**WORKING DATA**
╔══

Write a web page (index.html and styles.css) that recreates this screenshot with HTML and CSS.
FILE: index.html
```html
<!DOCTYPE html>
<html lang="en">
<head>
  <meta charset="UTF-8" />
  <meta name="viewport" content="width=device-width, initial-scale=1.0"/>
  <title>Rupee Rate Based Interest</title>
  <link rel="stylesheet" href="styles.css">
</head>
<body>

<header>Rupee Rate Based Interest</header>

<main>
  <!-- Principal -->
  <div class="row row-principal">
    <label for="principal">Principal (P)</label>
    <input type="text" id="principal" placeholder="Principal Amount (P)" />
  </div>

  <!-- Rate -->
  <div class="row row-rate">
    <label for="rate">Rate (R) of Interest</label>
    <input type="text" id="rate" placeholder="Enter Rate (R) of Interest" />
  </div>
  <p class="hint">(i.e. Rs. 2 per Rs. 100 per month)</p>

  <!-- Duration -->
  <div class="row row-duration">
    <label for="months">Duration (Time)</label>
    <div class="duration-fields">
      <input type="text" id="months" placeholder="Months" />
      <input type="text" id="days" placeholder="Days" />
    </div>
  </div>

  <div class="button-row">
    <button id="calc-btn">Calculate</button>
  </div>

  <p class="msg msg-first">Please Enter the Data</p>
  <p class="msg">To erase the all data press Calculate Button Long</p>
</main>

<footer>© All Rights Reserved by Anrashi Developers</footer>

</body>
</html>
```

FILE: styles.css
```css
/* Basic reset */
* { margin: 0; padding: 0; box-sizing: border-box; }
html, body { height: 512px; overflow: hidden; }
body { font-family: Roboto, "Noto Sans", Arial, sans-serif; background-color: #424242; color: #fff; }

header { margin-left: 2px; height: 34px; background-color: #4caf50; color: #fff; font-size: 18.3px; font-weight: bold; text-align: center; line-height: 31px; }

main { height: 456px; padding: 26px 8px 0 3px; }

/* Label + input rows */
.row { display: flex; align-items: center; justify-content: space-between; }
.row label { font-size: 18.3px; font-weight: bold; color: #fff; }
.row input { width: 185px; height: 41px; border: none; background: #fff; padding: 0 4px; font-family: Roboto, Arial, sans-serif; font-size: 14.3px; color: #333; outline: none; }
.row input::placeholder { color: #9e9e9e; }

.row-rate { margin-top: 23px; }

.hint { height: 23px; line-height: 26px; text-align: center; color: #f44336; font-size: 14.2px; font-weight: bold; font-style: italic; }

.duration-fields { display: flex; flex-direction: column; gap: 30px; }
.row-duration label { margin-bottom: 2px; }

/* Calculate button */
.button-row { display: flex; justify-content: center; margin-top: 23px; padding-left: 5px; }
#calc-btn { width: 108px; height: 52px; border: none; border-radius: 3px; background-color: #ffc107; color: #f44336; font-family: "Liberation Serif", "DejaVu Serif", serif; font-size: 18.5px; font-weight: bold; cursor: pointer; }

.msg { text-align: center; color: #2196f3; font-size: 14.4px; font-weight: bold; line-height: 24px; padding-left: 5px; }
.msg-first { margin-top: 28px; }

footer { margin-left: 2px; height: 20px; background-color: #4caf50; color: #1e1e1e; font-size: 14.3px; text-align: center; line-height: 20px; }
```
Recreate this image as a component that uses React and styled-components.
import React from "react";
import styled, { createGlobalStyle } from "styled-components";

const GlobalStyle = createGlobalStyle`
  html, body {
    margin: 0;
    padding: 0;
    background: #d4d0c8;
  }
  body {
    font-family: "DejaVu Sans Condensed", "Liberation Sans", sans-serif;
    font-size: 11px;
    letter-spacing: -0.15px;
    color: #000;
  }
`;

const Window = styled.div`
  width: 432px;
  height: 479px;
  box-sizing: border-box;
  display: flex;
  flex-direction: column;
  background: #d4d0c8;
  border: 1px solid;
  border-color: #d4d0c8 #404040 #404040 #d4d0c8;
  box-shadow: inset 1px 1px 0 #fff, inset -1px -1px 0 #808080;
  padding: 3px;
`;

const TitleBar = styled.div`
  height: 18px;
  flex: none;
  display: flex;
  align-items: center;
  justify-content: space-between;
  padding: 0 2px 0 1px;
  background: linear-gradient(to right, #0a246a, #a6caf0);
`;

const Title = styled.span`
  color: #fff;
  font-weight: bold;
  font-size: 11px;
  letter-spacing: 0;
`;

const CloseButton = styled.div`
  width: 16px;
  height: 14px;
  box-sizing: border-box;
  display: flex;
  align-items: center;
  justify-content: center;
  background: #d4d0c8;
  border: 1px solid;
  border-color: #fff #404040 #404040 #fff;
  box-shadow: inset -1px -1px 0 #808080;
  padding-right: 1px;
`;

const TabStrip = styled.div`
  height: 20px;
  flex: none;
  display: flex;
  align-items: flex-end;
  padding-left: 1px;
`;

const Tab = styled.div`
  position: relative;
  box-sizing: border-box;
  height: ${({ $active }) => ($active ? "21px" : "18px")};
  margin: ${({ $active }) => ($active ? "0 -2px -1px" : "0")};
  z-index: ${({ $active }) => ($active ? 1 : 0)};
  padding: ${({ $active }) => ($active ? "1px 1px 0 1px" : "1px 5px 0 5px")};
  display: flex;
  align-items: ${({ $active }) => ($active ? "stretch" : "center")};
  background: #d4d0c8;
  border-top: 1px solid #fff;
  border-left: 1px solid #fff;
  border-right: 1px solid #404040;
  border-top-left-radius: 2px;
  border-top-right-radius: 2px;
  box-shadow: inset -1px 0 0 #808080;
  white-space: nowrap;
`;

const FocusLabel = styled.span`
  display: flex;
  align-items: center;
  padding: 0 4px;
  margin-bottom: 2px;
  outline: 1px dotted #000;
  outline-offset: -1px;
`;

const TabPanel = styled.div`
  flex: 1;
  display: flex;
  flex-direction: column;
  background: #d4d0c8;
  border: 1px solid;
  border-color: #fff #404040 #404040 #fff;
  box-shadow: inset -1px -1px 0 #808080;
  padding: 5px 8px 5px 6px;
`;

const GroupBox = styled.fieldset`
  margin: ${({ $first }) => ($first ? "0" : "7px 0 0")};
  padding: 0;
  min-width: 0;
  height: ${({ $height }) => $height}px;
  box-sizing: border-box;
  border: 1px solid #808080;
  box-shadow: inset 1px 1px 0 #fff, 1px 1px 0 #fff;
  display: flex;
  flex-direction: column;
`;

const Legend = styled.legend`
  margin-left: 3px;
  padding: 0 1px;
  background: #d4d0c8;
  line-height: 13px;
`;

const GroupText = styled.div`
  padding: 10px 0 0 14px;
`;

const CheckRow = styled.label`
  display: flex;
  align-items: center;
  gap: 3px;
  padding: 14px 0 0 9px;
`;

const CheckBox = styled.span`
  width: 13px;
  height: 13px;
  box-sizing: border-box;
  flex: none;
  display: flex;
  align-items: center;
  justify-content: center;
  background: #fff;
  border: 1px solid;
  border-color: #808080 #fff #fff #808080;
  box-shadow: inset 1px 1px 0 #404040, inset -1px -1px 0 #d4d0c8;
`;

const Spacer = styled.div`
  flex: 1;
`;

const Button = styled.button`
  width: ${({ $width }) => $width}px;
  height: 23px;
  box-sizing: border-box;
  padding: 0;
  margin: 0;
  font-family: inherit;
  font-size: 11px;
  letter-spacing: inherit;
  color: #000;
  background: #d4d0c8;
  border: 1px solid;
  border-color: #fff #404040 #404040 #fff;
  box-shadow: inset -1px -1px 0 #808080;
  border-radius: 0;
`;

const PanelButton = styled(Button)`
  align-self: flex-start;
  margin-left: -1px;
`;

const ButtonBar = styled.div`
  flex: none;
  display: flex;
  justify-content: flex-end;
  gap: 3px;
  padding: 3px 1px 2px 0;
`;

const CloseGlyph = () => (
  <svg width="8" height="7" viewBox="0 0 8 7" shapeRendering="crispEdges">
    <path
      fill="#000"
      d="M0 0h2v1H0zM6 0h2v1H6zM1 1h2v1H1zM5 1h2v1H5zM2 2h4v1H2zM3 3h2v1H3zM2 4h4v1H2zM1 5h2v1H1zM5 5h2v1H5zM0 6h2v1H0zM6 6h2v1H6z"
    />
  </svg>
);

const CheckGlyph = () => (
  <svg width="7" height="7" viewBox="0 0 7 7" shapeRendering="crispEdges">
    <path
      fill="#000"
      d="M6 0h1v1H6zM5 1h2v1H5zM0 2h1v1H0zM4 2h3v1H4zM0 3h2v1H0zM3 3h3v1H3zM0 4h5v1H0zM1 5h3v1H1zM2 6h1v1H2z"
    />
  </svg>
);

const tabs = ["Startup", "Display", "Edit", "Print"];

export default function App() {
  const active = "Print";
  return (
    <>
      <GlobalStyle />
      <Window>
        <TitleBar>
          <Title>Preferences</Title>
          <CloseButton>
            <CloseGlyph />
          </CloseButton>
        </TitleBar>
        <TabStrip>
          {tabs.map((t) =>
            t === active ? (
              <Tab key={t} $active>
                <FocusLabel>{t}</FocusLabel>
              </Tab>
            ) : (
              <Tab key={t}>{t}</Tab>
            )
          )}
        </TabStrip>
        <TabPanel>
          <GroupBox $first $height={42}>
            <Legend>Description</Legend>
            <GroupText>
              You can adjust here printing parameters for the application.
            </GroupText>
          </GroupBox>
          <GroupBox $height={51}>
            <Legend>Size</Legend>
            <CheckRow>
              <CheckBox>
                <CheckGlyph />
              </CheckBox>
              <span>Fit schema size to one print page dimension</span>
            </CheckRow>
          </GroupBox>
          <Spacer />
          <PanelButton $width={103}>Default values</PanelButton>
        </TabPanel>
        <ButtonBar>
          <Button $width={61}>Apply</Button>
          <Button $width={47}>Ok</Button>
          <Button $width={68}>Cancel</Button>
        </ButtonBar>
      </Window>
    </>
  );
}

╚══

**EXERCISE TASK**
Take every line that includes the string "styles" and copy it.

**RESULT OF THE TASK**
Write a web page (index.html and styles.css) that recreates this screenshot with HTML and CSS.
  <link rel="stylesheet" href="styles.css">
FILE: styles.css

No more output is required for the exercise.